Kopfhörer #63: Augen zu und Abflug!
Urlaubsgefühle kann man konservieren. Wenn sie nachlassen, muss man sie auffrischen. Möglicherweise auch nur im Kopf. Tür 7 im musikalischen Adventkalender beginnt mit einer Spanien-Reise.
Urlaub spielt es ja momentan nicht, da bleibt einem (fast) nur das Kopfkino. Die Vorstellungskraft macht zwar vieles möglich, aber die passenden Bilder, die ein wenig vom derzeit wenig erbauenden Alltag ablenken, zaubern sich dennoch am leichtesten, wenn man die richtige Musik im Ohr hat.
Olivero, der Flamenco-Gitarrist von Ruf und Güte mit Innviertler Heimat, kann einen schon in spanische Gefilde entführen. Für seine neue Single „Juntando Amores“ hat er sich Grammy-Gewinner Alain Pérez ins Boot geholt. Das ergibt ein zündendes Feuerwerk an Gitarrenakrobatik und großartiger emotionaler Gesangsstimme. Kopfkino mit Urlaubsgefühlsgarantie - und wenn man nicht heimfahren will, kann man die Augen geschlossenen halten und die Wiederholungstaste drücken.
Was wäre ein Rocksong ohne Gitarrensolo? Nur bestenfalls ein halbes Vergnügen. Eben. Dieser guten, weil millionenfach bewährten Formel, widmen sich Black Label Society in „Forever And A Day“. Die Rockballade mit Harmonie-Refrain (und eben einem ausgedehnten Gitarrensolo in der zweiten Hälfte) stammt aus dem aktuellen Album „Doom Crew Inc.“ (Spinefarm Records) und ist bei aller klischeebehafteten Erfolgsformel-Erfüllung jener der 12 Songs, der sich nachweislich am meisten im Gedächtnis einbrennt.
Es braucht oft nur Sekunden, um zu erkennen, dass sich da etwas aus der Masse heraushebt. So passiert mit „Cold Place“ des Wiener Rock-Duos Old Mrs Bates. Da fließt die lyrische Note in fetten Gitarren-Schlagzeug-Sound über und zwar mit so einer Wucht, dass einem fast die Luft wegbleibt. Old Mrs Bates überzeugen mit fettem frischen Sound. Die EP soll bald folgen. Man darf gespannt sein.
Warm ums Herz kann einem auch bei Mitski werden. Ihr Song „Heat Lightning“, Vorbote des für Februar angekündigten Albums „Dead Oceans“, verführt mit Ohrwurm-Refrain, der auch nach mehrmaligem Konsum keinen Schaden nimmt. Ein Lied voll feiner Nuancen und Gefühl.

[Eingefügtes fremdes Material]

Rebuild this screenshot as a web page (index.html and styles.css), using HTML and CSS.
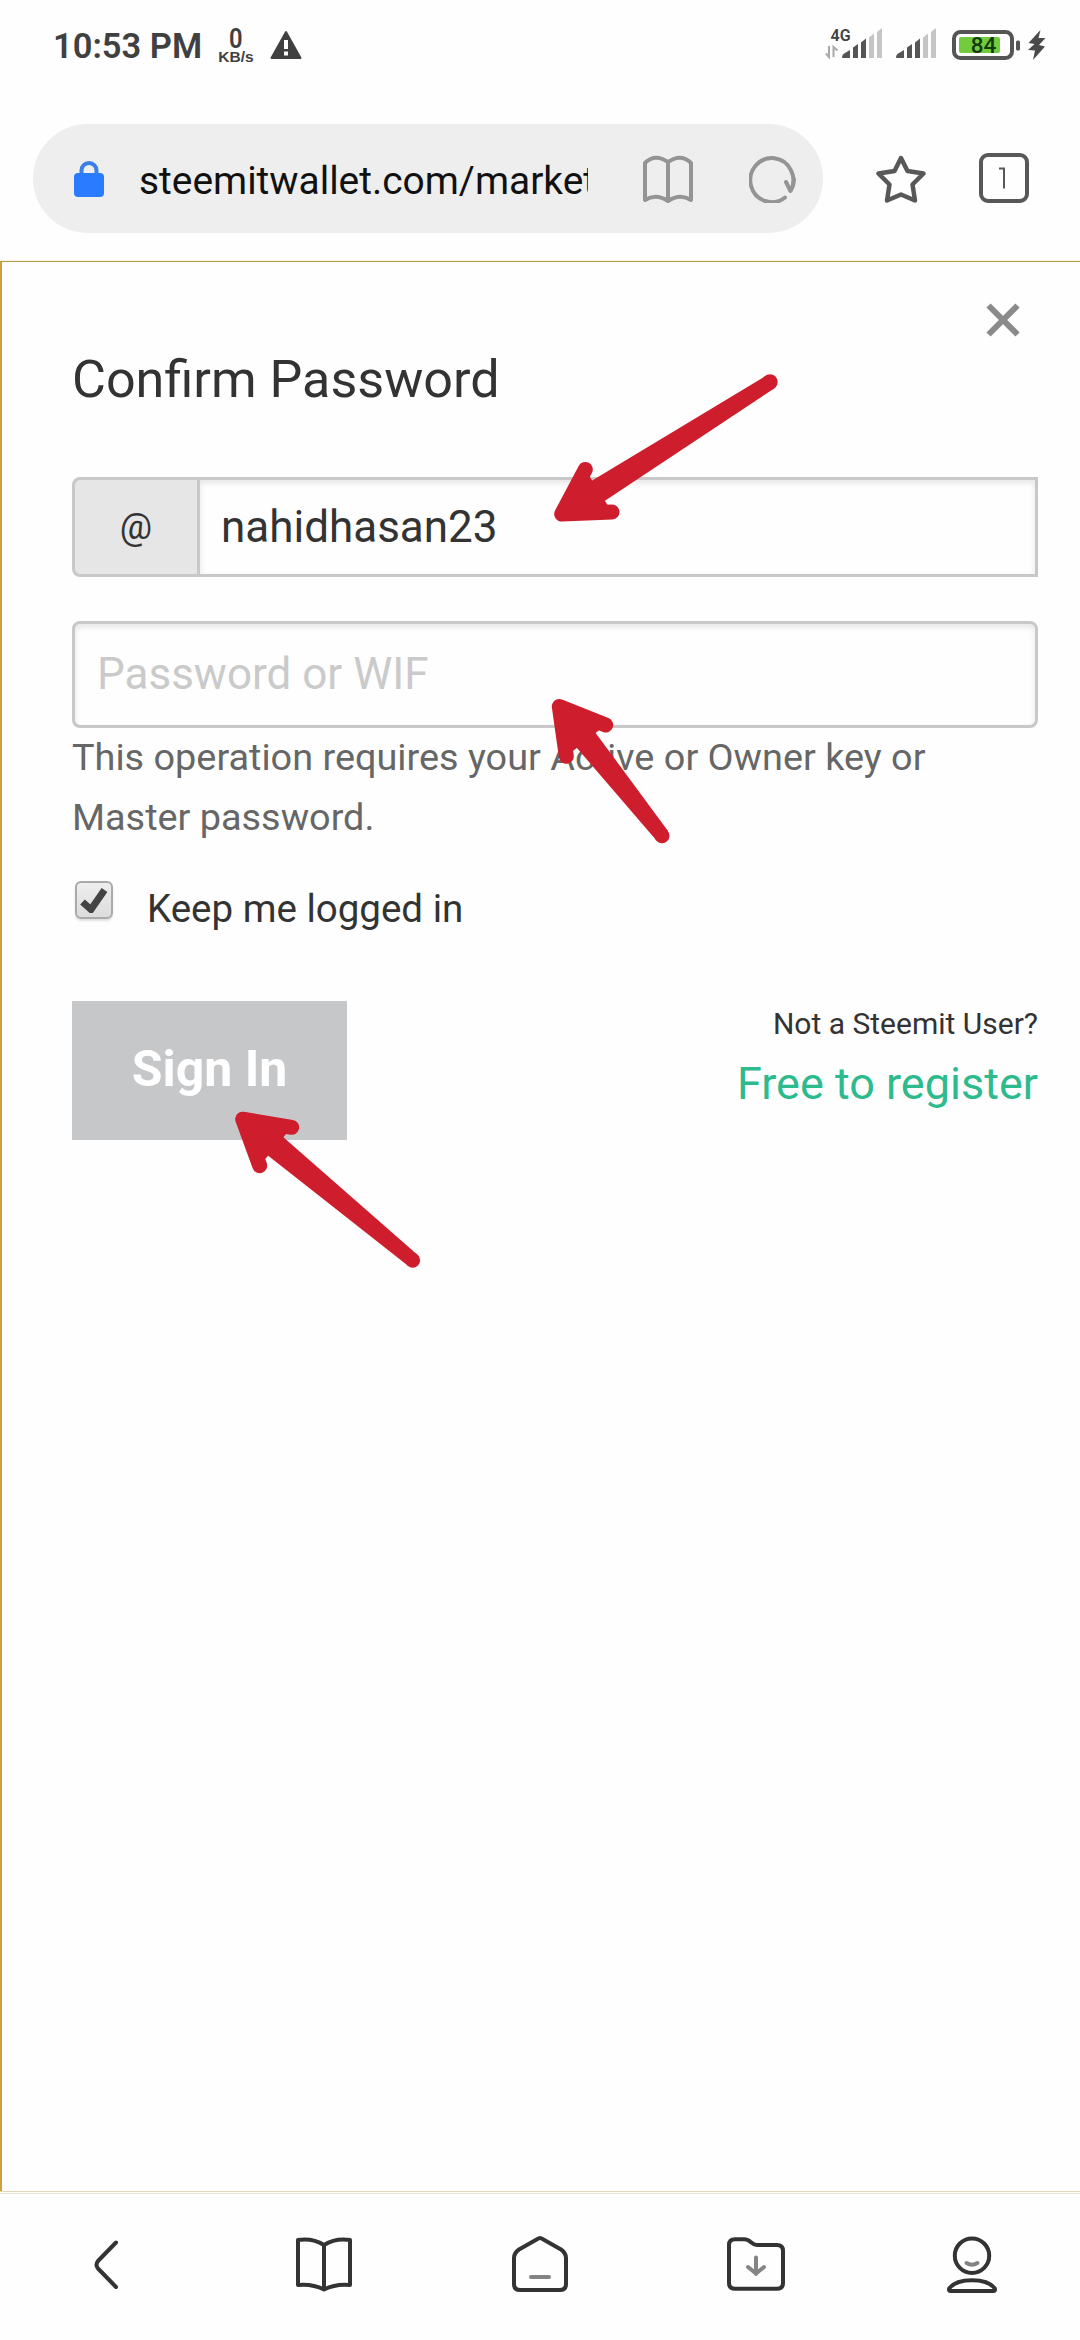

Tom Gregory hat viel übrig für treibende Rhythmen und poppige Melodien, die sich schnell im Kopf des Hörers festsetzen. Der britische Songwriter setzt auf seinem zweiten Album „Things I Can’t Say Out Loud“ (Kontor Records) diese Stärken wieder ein, um zu beeindrucken. In ein paar Momenten („Lonely Heart“, „River“) tut er dies auch, zu oft kämpft er allerdings damit, dass er das Erwartbare liefert und so im Sog unzählig vieler anderer Songwriter der Zeit keine hohen Wellen schlägt. „Man Still Cries“ etwa klingt, als hätte er an einem Workshop von Ed Sheeran teilgenommen. Will heißen: Tom Gregory schreibt ganz passable Songs, kämpft aber noch ein wenig mit dem fehlenden Markenzeichen einer gewissen Unverwechselbarkeit.